First, microformats, which are arguably a key part of the Web 2.0 evoluation. HTML can format and display Web content but, Çelik points out, there's no language in HTML for expressing common concepts such as "appointment" and "address" in a way that search engines and other sites can recognize and use. Çelik goes into some detail about what these are and how they can help Web developers and designers improve site design.
Çelik is also a big fan of wikis, particularly the developer wiki on technorati, which he discovered before he joined the company. They're useful, he says, for figuring out "who's linking to the things I'm interested in reading." Originally, the technorati developer's wiki was set up as documentation on their API and to post links to their tools or source code, but it became much more than that: a collaborative commmunity. A wiki, Çelik says, is "like a CMS that you're inviting all your users and developers to take part in."

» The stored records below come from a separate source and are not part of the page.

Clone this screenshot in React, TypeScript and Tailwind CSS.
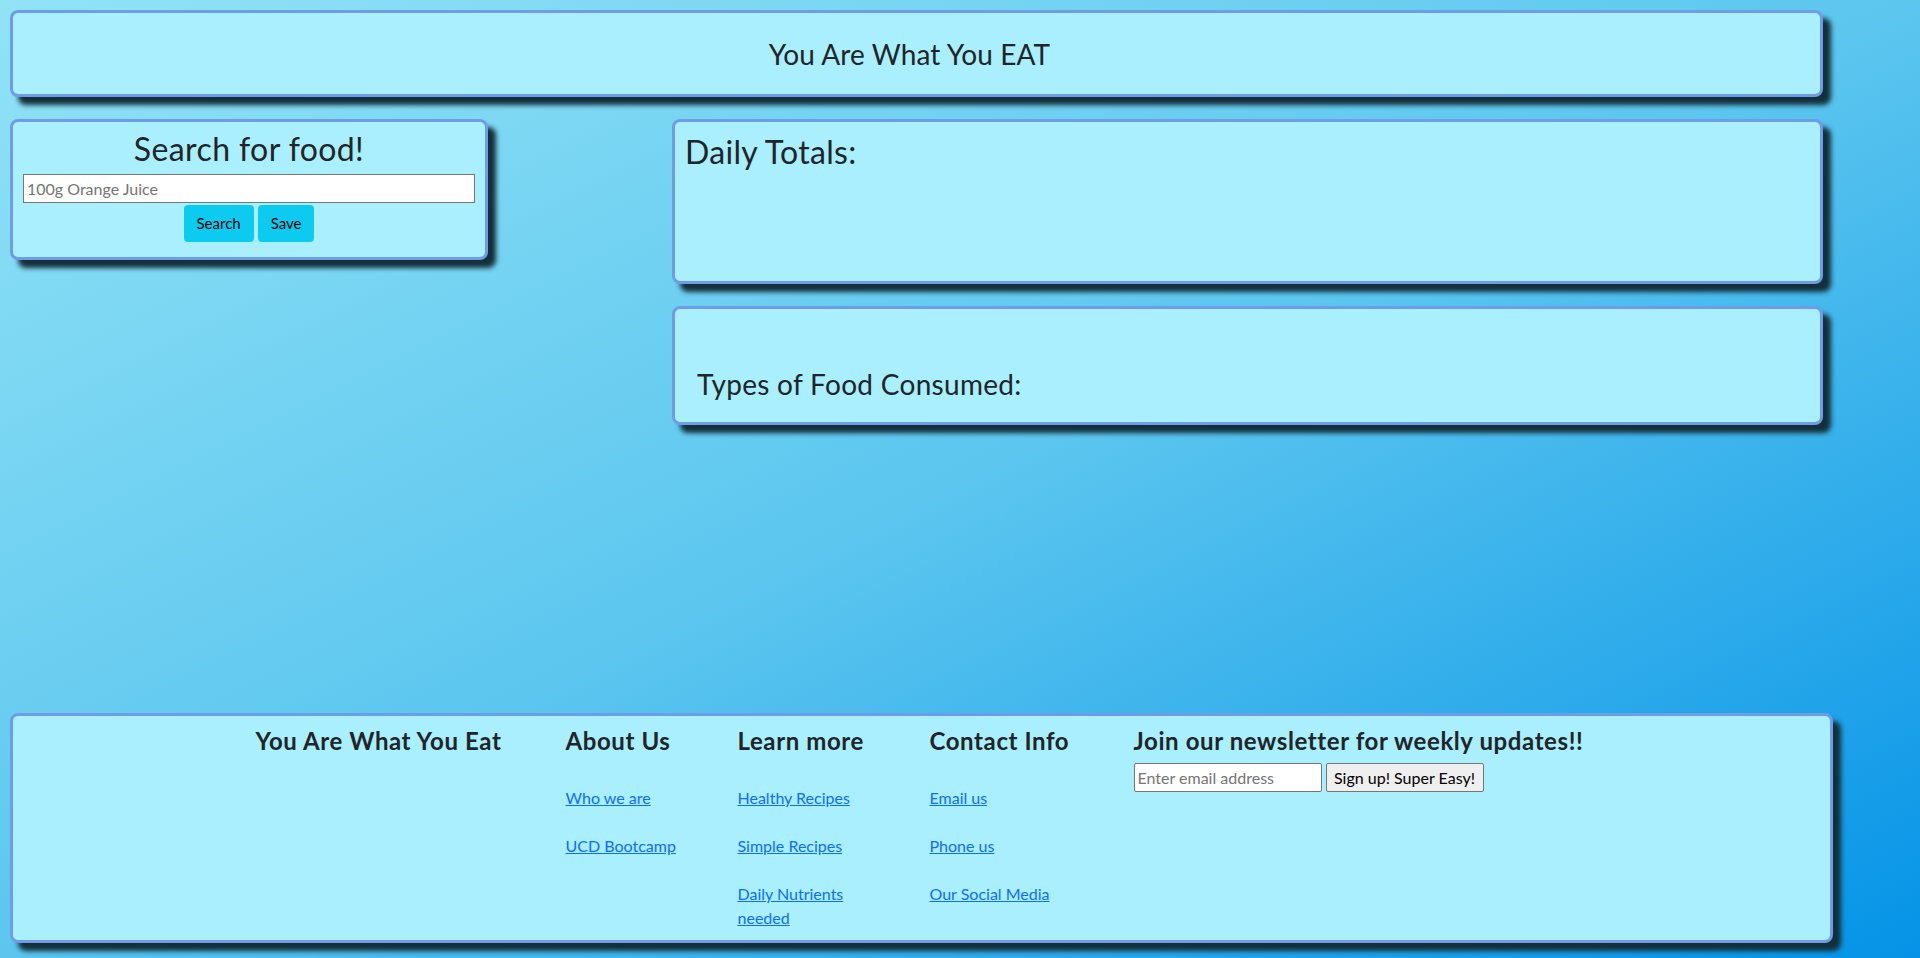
const box = "rounded-lg border-[3px] border-[#6e9ce6] bg-[#a9effd] shadow-[8px_8px_5px_#132f3a]";

function LinkList({ items, width }: { items: string[]; width: string }) {
  return (
    <ul className={`mt-[31px] flex flex-col gap-[24px] ${width}`}>
      {items.map((t) => (
        <li key={t} className="leading-[24px]">
          <a href="#" className="text-[#0d6efd] underline">
            {t}
          </a>
        </li>
      ))}
    </ul>
  );
}

const footHead = "text-[24px] leading-[29px] font-bold tracking-[0.6px]";

export default function App() {
  return (
    <div className="min-h-[958px] flex flex-col bg-[linear-gradient(to_bottom_right,#92e3f6,#5cc6ef_50%,#0593e7)] text-[#212529] font-['Lato','Noto_Sans',sans-serif]">
      <header className={`${box} ml-[10px] mt-[10px] w-[1813px] h-[87px] flex items-center justify-center pr-[14px]`}>
        <h1 className="text-[28px] leading-[34px] tracking-[0.1px]">You Are What You EAT</h1>
      </header>

      <div className="flex items-start ml-[10px] mt-[22px]">
        <section className={`${box} w-[478px] px-[10px] pt-[8px] pb-[15px] flex flex-col items-center`}>
          <h2 className="text-[32px] leading-[38px] mb-[6px] tracking-[0.4px]">Search for food!</h2>
          <input
            placeholder="100g Orange Juice"
            className="w-full h-[29px] bg-white border border-[#767676] px-[3px] text-[16px] placeholder:text-[#757575] outline-none"
          />
          <div className="flex gap-[4px] mt-[2px]">
            <button className="h-[37px] px-[13px] rounded-[4px] bg-[#0dcaf0] text-[15px] text-black">Search</button>
            <button className="h-[37px] px-[13px] rounded-[4px] bg-[#0dcaf0] text-[15px] text-black">Save</button>
          </div>
        </section>

        <div className="ml-[184px] flex flex-col gap-[22px]">
          <section className={`${box} w-[1151px] h-[165px] px-[10px] pt-[11px]`}>
            <h2 className="text-[32px] leading-[38px] tracking-[0.3px]">Daily Totals:</h2>
          </section>
          <section className={`${box} w-[1151px] h-[119px] px-[22px] pt-[58px]`}>
            <h3 className="text-[28px] leading-[34px] tracking-[0.3px]">Types of Food Consumed:</h3>
          </section>
        </div>
      </div>

      <footer className={`${box} ml-[10px] mt-auto mb-[15px] w-[1823px] h-[230px] pt-[10px] flex justify-center`}>
        <div className="w-[310px]">
          <h4 className={footHead}>You Are What You Eat</h4>
        </div>
        <div className="w-[172px]">
          <h4 className={footHead}>About Us</h4>
          <LinkList items={["Who we are", "UCD Bootcamp"]} width="w-[150px]" />
        </div>
        <div className="w-[192px]">
          <h4 className={footHead}>Learn more</h4>
          <LinkList items={["Healthy Recipes", "Simple Recipes", "Daily Nutrients needed"]} width="w-[125px]" />
        </div>
        <div className="w-[204px]">
          <h4 className={footHead}>Contact Info</h4>
          <LinkList items={["Email us", "Phone us", "Our Social Media"]} width="w-[180px]" />
        </div>
        <div className="w-[454px]">
          <h4 className={`${footHead} whitespace-nowrap`}>Join our newsletter for weekly updates!!</h4>
          <div className="flex gap-[4px] mt-[8px]">
            <input
              placeholder="Enter email address"
              className="w-[188px] h-[29px] bg-white border border-[#767676] rounded-[2px] px-[3px] text-[16px] placeholder:text-[#757575] outline-none"
            />
            <button className="w-[158px] h-[29px] bg-[#efefef] border border-[#767676] rounded-[2px] text-[16px] text-black">
              Sign up! Super Easy!
            </button>
          </div>
        </div>
      </footer>
    </div>
  );
}
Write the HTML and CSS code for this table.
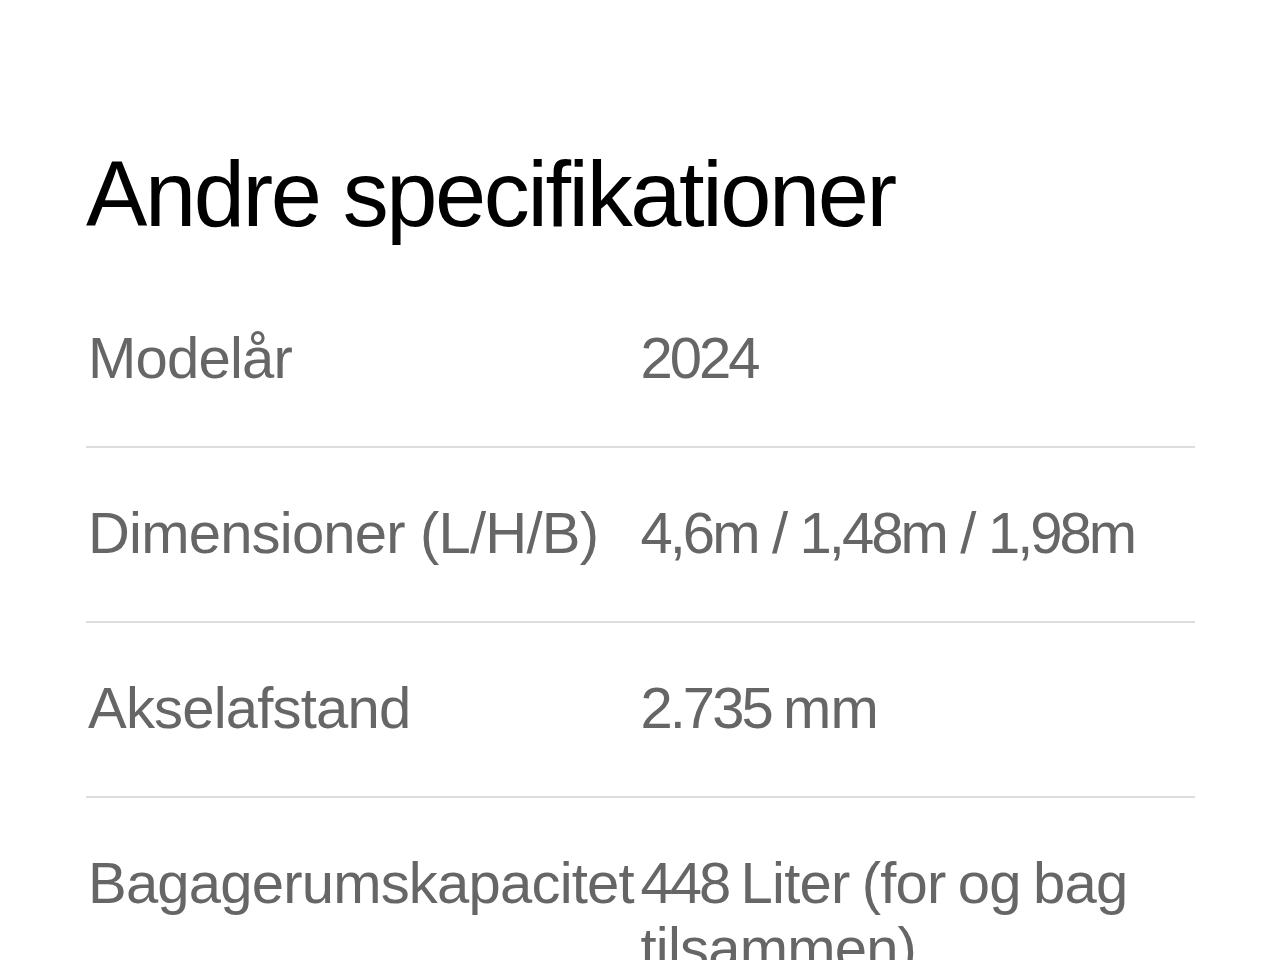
FILE: index.html
```html
<!DOCTYPE html>
<html lang="da">
<head>
<meta charset="utf-8">
<title>Andre specifikationer</title>
<link rel="stylesheet" href="styles.css">
</head>
<body>
<main class="specs">
  <h1 class="specs-title">Andre specifikationer</h1>
  <dl class="spec-list">
    <div class="spec-row">
      <dt class="spec-label">Modelår</dt>
      <dd class="spec-value"><span class="num">2024</span></dd>
    </div>
    <div class="spec-row">
      <dt class="spec-label">Dimensioner (L/H/B)</dt>
      <dd class="spec-value"><span class="num">4,6</span>m / <span class="num">1,48</span>m / <span class="num">1,98</span>m</dd>
    </div>
    <div class="spec-row">
      <dt class="spec-label">Akselafstand</dt>
      <dd class="spec-value"><span class="num">2.735</span> mm</dd>
    </div>
    <div class="spec-row">
      <dt class="spec-label">Bagagerumskapacitet</dt>
      <dd class="spec-value"><span class="num">448</span> Liter (for og bag tilsammen)</dd>
    </div>
  </dl>
</main>
</body>
</html>
```

FILE: styles.css
```css
html, body {
  margin: 0;
  padding: 0;
  background: #ffffff;
}

body {
  font-family: "Liberation Sans", Arial, sans-serif;
  -webkit-font-smoothing: antialiased;
}

.specs {
  padding: 144px 85px 0 86px;
}

.specs-title {
  margin: 0;
  font-size: 92px;
  font-weight: 400;
  line-height: 1.1;
  letter-spacing: -2.4px;
  color: #000000;
}

.spec-list {
  margin: 28px 0 0;
  padding: 0;
}

.spec-row {
  display: grid;
  grid-template-columns: 1fr 1fr;
  padding: 52px 0 56px;
  border-bottom: 2px solid #dddddd;
}

.spec-row:last-child {
  border-bottom: none;
}

.spec-label,
.spec-value {
  margin: 0;
  font-size: 58px;
  line-height: 65px;
  letter-spacing: -0.8px;
  color: #666666;
}

.spec-label {
  padding-left: 2px;
  white-space: nowrap;
}

.spec-value {
  word-spacing: -3px;
}

.num {
  letter-spacing: -3px;
}
```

Community and collaboration are obviously a big part of the lifestyle for anybody who runs a site that tracks blogs. Çelik also spoke of the experience of participating in W3C working groups (he started on the CSS working group), which he describes as people working together to figure out "what's the best thing to do for the Web." You learn a lot, he says, from cutthroat competitors who sit in a room to work together on standards so that everybody on the Web benefits. "It's a really interesting balancing act."
Maybe you expected that; but you may not have realized, Çelik points out, the expertise that the W3C has about creating test suites. After all, one of the key things to ensure interoperability of standards is test suites that exercise software across all platforms and all user needs.